— Provided information —

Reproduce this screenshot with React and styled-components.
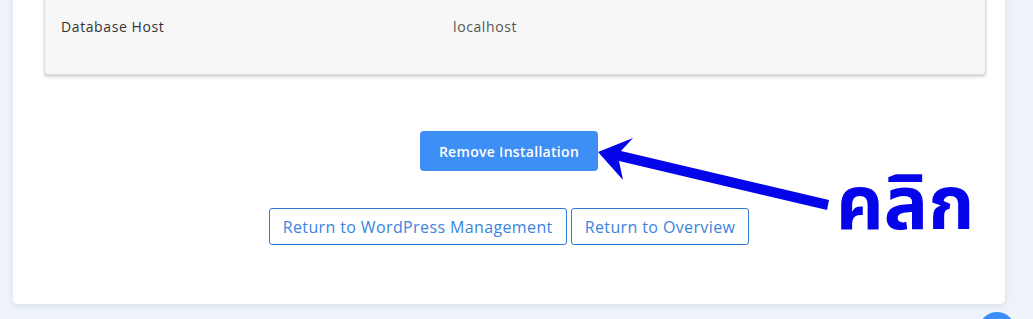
import React from 'react';
import styled, { createGlobalStyle } from 'styled-components';

const GlobalStyle = createGlobalStyle`
    html, body {
        margin: 0;
        padding: 0;
        background: #eef3f9;
        font-family: 'Open Sans', 'Liberation Sans', sans-serif;
        overflow: hidden;
    }
`;

const Page = styled.div`
    position: relative;
    display: flex;
    flex-direction: column;
    width: 1033px;
    height: 319px;
    padding: 0 28px 0 13px;
    box-sizing: border-box;
    overflow: hidden;
`;

const Card = styled.div`
    margin-top: -20px;
    background: #fff;
    border-radius: 0 0 5px 5px;
    box-shadow: 0 2px 6px rgba(30, 50, 80, 0.1);
    padding: 0 25px 59px;
    display: flex;
    flex-direction: column;
    align-items: center;
`;

const Details = styled.div`
    align-self: stretch;
    margin: 0 -6px 0 6px;
    background: #f7f7f7;
    border: 1px solid #dcdcdc;
    border-top: none;
    border-radius: 0 0 4px 4px;
    box-shadow: 0 2px 3px rgba(0, 0, 0, 0.18);
    padding: 37px 16px 37px;
`;

const Row = styled.div`
    display: grid;
    grid-template-columns: 392px 1fr;
    font-size: 14px;
    line-height: 20px;
    letter-spacing: 0.6px;
    color: #333;
`;

const Value = styled.span`
    color: #555;
`;

const PrimaryButton = styled.button`
    margin-top: 56px;
    width: 178px;
    height: 40px;
    border: none;
    border-radius: 4px;
    background: #3d8ef5;
    color: #fff;
    font-family: inherit;
    font-size: 14px;
    font-weight: 600;
    letter-spacing: 0.3px;
    cursor: pointer;
`;

const ButtonGroup = styled.div`
    margin-top: 37px;
    display: flex;
    gap: 4px;
`;

const OutlineButton = styled.button`
    height: 37px;
    padding: 0 13px;
    background: #fff;
    border: 1px solid #2f7bd6;
    border-radius: 3px;
    color: #3a84de;
    font-family: inherit;
    font-size: 16px;
    letter-spacing: 0.38px;
    cursor: pointer;
`;

const Arrow = styled.svg`
    position: absolute;
    left: 590px;
    top: 130px;
`;

const Note = styled.div`
    position: absolute;
    left: 836px;
    top: 169px;
    color: #0505ea;
    font-size: 74px;
    font-weight: 700;
    line-height: 1;
    font-family: 'Noto Sans Thai', 'Noto Sans', 'DejaVu Sans', sans-serif;
`;

const ChatBubble = styled.div`
    position: absolute;
    left: 979px;
    top: 312px;
    width: 36px;
    height: 36px;
    border-radius: 50%;
    background: #3a8ef5;
`;

export default function App() {
    return (
        <>
            <GlobalStyle />
            <Page>
                <Card>
                    <Details>
                        <Row>
                            <span>Database Host</span>
                            <Value>localhost</Value>
                        </Row>
                    </Details>
                    <PrimaryButton>Remove Installation</PrimaryButton>
                    <ButtonGroup>
                        <OutlineButton>Return to WordPress Management</OutlineButton>
                        <OutlineButton>Return to Overview</OutlineButton>
                    </ButtonGroup>
                </Card>
                <Arrow width="250" height="90" viewBox="0 0 250 90">
                    <path
                        d="M8 22 L43 8 L31 21 L239 70 L237 80 L29 31 L33 50 Z"
                        fill="#0505ea"
                    />
                </Arrow>
                <Note>คลิก</Note>
                <ChatBubble />
            </Page>
        </>
    );
}
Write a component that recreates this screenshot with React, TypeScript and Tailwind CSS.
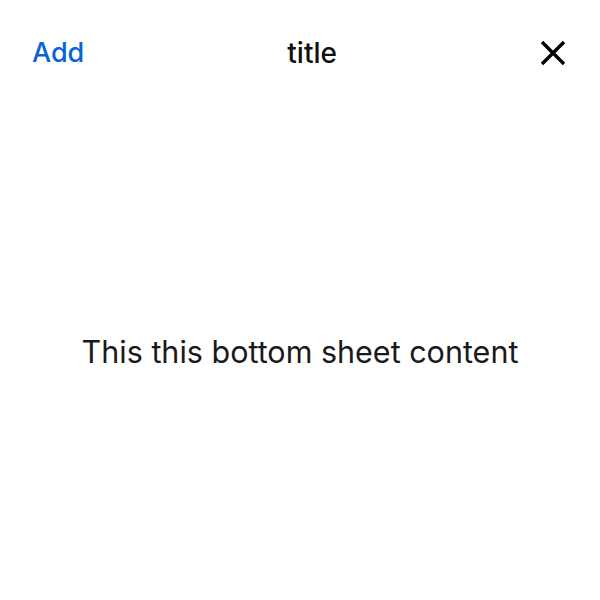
export default function App() {
  return (
    <div className="flex h-[600px] w-[600px] flex-col bg-white" style={{ fontFamily: 'Inter, "Liberation Sans", Arial, sans-serif' }}>
      <header className="flex h-[104px] items-center pl-8 pr-[34px] pt-[2px]">
        <button className="text-[27px] font-medium text-[#0862d8]">Add</button>
        <h1 className="flex-1 text-center text-[28px] font-medium text-[#111]">title</h1>
        <svg width="26" height="26" viewBox="0 0 26 26" fill="none" stroke="#000" strokeWidth="3.4" strokeLinecap="butt">
          <path d="M2 2 L24 24 M24 2 L2 24" />
        </svg>
      </header>
      <main className="flex flex-1 items-center justify-center">
        <p className="text-[30.5px] text-[#1a1a1a]">This this bottom sheet content</p>
      </main>
    </div>
  );
}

— Required task —
Copy each line above that contains the string "screenshot".

— Exercise answer —
Reproduce this screenshot with React and styled-components.
Write a component that recreates this screenshot with React, TypeScript and Tailwind CSS.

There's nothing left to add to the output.